In imbalanced classification problems, entropy can be informative because it reflects how skewed the target is. A dataset with 95 percent negatives and 5 percent positives has low entropy at the root. That does not necessarily mean the prediction task is easy. It only means the class distribution is highly concentrated. Other metrics such as precision, recall, ROC AUC, and class-specific error rates are still necessary when evaluating model quality.
How to use this calculator correctly
- Count the occurrences of each class in y for the node or dataset of interest.
- Enter each class and count in the calculator, one class per line.
- Select your preferred log base. Base 2 is standard for decision tree entropy.
- Click Calculate Entropy.
- Review the entropy value, class proportions, and chart.

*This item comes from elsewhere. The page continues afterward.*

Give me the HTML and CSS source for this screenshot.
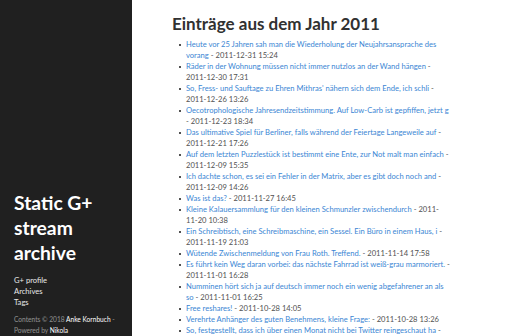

- Use the result as the parent impurity when comparing candidate splits.
Recommended references and authoritative resources
For readers who want deeper theory or academically grounded machine learning material, these sources are useful:
- Cornell University: Decision Trees lecture notes
- Penn State University: Statistical Learning course materials
- National Institute of Standards and Technology
Final takeaway
To calculate the entropy of the class variable y in a decision tree, convert class counts into probabilities, apply the entropy formula, and interpret the result as a measure of uncertainty. Entropy is zero for pure nodes and highest when class labels are evenly distributed. In tree learning, this value is fundamental because it defines the impurity you are trying to reduce with each split. Once you understand entropy at the target level, information gain and split evaluation become much easier to understand.
Whether you are studying machine learning, implementing a custom decision tree, or validating a classroom example, mastering entropy of y gives you a strong conceptual foundation. Use the calculator above to verify your manual calculations, compare class distributions, and build intuition for how impurity changes as data becomes more balanced or more skewed.